Welcome to Late Night Retro Television Reviews, a feature where we review some of our favorite and least favorite shows of the past! On Mondays, I will be reviewing CHiPs, which ran on NBC from 1977 to 1983. The entire show is currently streaming on Freevee!
This week, it’s all about bio-rhythms!
Episode 2.19 “Bio-Rhythms”
(Dir by Don Weis, originally aired on February 17th, 1979)
The Davis family is back!
Now, if you don’t remember the Davises. they were the family of independent truckers who appeared in an episode called The Volunteers. Patriarch Charley Davis (Tige Andrews) is taciturn and protective. Their friend, Sam (Steve Franken), is taciturn and protective …. actually, to be honest, he and Charley are kind of interchangeable. Daughter Robbie (Katherine Cannon) is in charge of the business and is being pressured by another trucker (Michael Conrad), who is willing to resort to sabotage to keep Robbie from making her deliveries. It’s a good thing that Robbie has got Ponch on her side!
Technically, Robbie also has Baker on her side but this is definitely a Ponch episode. Baker is present but he does very little. Instead, it’s Ponch who flirts with Robbie. It’s Ponch who stops by Robbie’s apartment and uses her shower. It’s Ponch who spends an extended period of time wearing just a towel. Somewhat inevitably, Charley shows up around the same time that Ponch steps out of the shower. Ponch is kicked out of the apartment and his clothes are tossed out the window. Ponch loses his towel while retrieving his clothing. Cue the close-ups of an old woman staring at him with a impressed look in her eyes and Erik Estrada flashing his Estrada smile. It’s not that Erik Estrada wasn’t nice to look at. It’s just that he was so obviously aware that he was nice to look at that the whole scene ends up feeling rather smarmy.

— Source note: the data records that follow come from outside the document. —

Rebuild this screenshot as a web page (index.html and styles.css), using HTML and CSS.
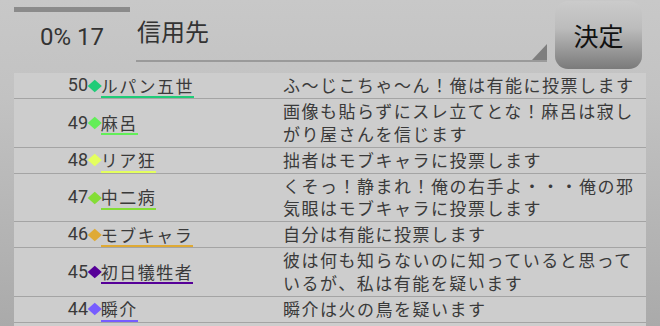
FILE: index.html
```html
<!DOCTYPE html>
<html lang="ja">
<head>
<meta charset="utf-8">
<link rel="stylesheet" href="styles.css">
</head>
<body>
<div class="screen">
  <header class="top">
    <div class="timer">
      <div class="timer-bar"></div>
      <div class="timer-text">0% 17</div>
    </div>
    <div class="spinner">
      <span class="spinner-label">信用先</span>
      <span class="spinner-arrow"></span>
    </div>
    <button class="decide">決定</button>
  </header>
  <ul class="log">
    <li class="row c-teal">
      <span class="no">50</span>
      <span class="gem"></span>
      <span class="name">ルパン五世</span>
      <p class="msg">ふ〜じこちゃ〜ん！俺は有能に投票します</p>
    </li>
    <li class="row c-green">
      <span class="no">49</span>
      <span class="gem"></span>
      <span class="name">麻呂</span>
      <p class="msg">画像も貼らずにスレ立てとな！麻呂は寂しがり屋さんを信じます</p>
    </li>
    <li class="row c-yellow">
      <span class="no">48</span>
      <span class="gem"></span>
      <span class="name">リア狂</span>
      <p class="msg">拙者はモブキャラに投票します</p>
    </li>
    <li class="row c-lime">
      <span class="no">47</span>
      <span class="gem"></span>
      <span class="name">中二病</span>
      <p class="msg">くそっ！静まれ！俺の右手よ・・・俺の邪気眼はモブキャラに投票します</p>
    </li>
    <li class="row c-gold">
      <span class="no">46</span>
      <span class="gem"></span>
      <span class="name">モブキャラ</span>
      <p class="msg">自分は有能に投票します</p>
    </li>
    <li class="row c-purple">
      <span class="no">45</span>
      <span class="gem"></span>
      <span class="name">初日犠牲者</span>
      <p class="msg">彼は何も知らないのに知っていると思っているが、私は有能を疑います</p>
    </li>
    <li class="row c-violet">
      <span class="no">44</span>
      <span class="gem"></span>
      <span class="name">瞬介</span>
      <p class="msg">瞬介は火の鳥を疑います</p>
    </li>
  </ul>
</div>
</body>
</html>
```
FILE: styles.css
```css
html, body {
  margin: 0;
  padding: 0;
}
body {
  width: 660px;
  height: 326px;
  overflow: hidden;
  background: linear-gradient(#c8c8c8, #c2c2c2 30%, #aaaaaa);
  font-family: Roboto, "Noto Sans CJK JP", sans-serif;
  color: #3a3a3a;
}
.screen {
  display: flex;
  flex-direction: column;
  height: 326px;
}
.top {
  display: flex;
  align-items: flex-start;
  height: 73px;
  flex: none;
  padding-left: 14px;
  box-sizing: border-box;
}
.timer {
  width: 116px;
  padding-top: 7px;
}
.timer-bar {
  height: 5px;
  background: #8b8b8b;
}
.timer-text {
  margin-top: 11px;
  text-align: center;
  font-family: Roboto, sans-serif;
  font-size: 24px;
  line-height: 28px;
  color: #333333;
}
.spinner {
  display: flex;
  justify-content: space-between;
  align-items: flex-end;
  width: 411px;
  height: 60px;
  margin-left: 6px;
  border-bottom: 2px solid #9a9a9a;
}
.spinner-label {
  align-self: flex-start;
  margin-top: 16px;
  padding-left: 1px;
  font-family: "Noto Sans CJK JP", sans-serif;
  font-size: 24px;
  line-height: 30px;
  color: #333333;
}
.spinner-arrow {
  width: 0;
  height: 0;
  border-left: 15px solid transparent;
  border-bottom: 16px solid #7e7e7e;
}
.decide {
  margin: 1px 0 0 8px;
  width: 87px;
  height: 68px;
  padding: 0;
  border: none;
  border-radius: 13px;
  background: linear-gradient(#cbcbcb, #bcbcbc 40%, #7a7a7a);
  font-family: "Noto Sans CJK JP", sans-serif;
  font-size: 25px;
  color: #111111;
}
.log {
  list-style: none;
  margin: 0 0 0 14px;
  padding: 0;
  width: 632px;
  flex: 1;
  background: #cdcdcd;
}
.row {
  display: flex;
  align-items: center;
  padding: 1.25px 0;
  border-bottom: 1px solid #a4a4a4;
  font-size: 17px;
  line-height: 22.5px;
}
.no {
  width: 74px;
  flex: none;
  text-align: right;
  font-size: 18px;
}
.gem {
  width: 9.5px;
  height: 9.5px;
  flex: none;
  margin: 0 1.75px 0 1.5px;
  background: var(--c);
  transform: scaleY(0.88) rotate(45deg);
}
.name {
  margin: -1.25px auto -1.25px 0;
  padding: 3.5px 0 2.5px;
  line-height: 17px;
  letter-spacing: 1.5px;
  border-bottom: 2px solid var(--c);
  font-family: "Noto Sans CJK JP", sans-serif;
}
.msg {
  flex: 0 0 363px;
  align-self: flex-start;
  box-sizing: border-box;
  margin: 0;
  padding-right: 8px;
  letter-spacing: 1.5px;
  font-family: "Noto Sans CJK JP", sans-serif;
}
.c-teal { --c: #20cc78; }
.c-green { --c: #62ee58; }
.c-yellow { --c: #e4ff5e; }
.c-lime { --c: #84dd36; }
.c-gold { --c: #dfaa35; }
.c-purple { --c: #560098; }
.c-violet { --c: #775dff; }
```
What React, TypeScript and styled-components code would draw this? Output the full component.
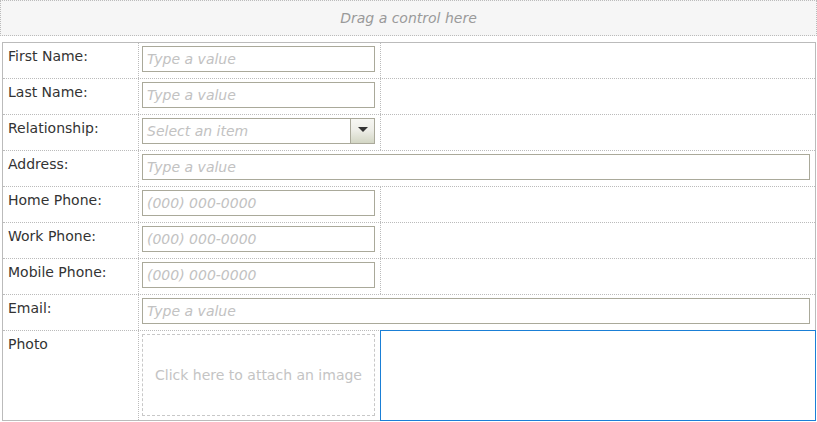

One gets the feeling that there was a clause in Estrada’s contract specifying that he, and only he, would be allowed to show off on the show.
While Ponch helps Robbie deal with her rivals, he also learns about biorhythms, the pseudo-science that says that, by calculating how long someone’s been alive, it can be determined which days are going to be good for them and which days are going to be bad. Sindy Cahill is doing a study on biorhythms for her master’s degree. Getraer tells his squad that the department is also very interested in whether or not biorhythms effect an officer’s productivity. Baker is skeptical about biorhythms but Ponch believes in them and even buys a biorhythm calculator.
Believing the Baker’s biorhythms have him at peak physical perfection, Ponch arranges for Baker to play handball against Getraer. Ponch even takes bets. Unfortunately, Ponch spent so much time figuring out Baker’s biorhythms that he never stopped to consider Getraer’s. The episode ends with Getraer on his way to victory and Baker looking embarrassed.
Handball? Biorhythms? Corrupt labor unions? Could this episode be more Californian?
This episode was fairly dull. A huge problem was that the Davis family and their drama are never as interesting as the show seems to think that they are. Much as with The Volunteers, I felt like I was watching a backdoor pilot for a show about the Davises when I really just wanted to watch a show about the Highway Patrol. This episode didn’t do much for me. Maybe everyone’s biorhythms were off when they filmed it.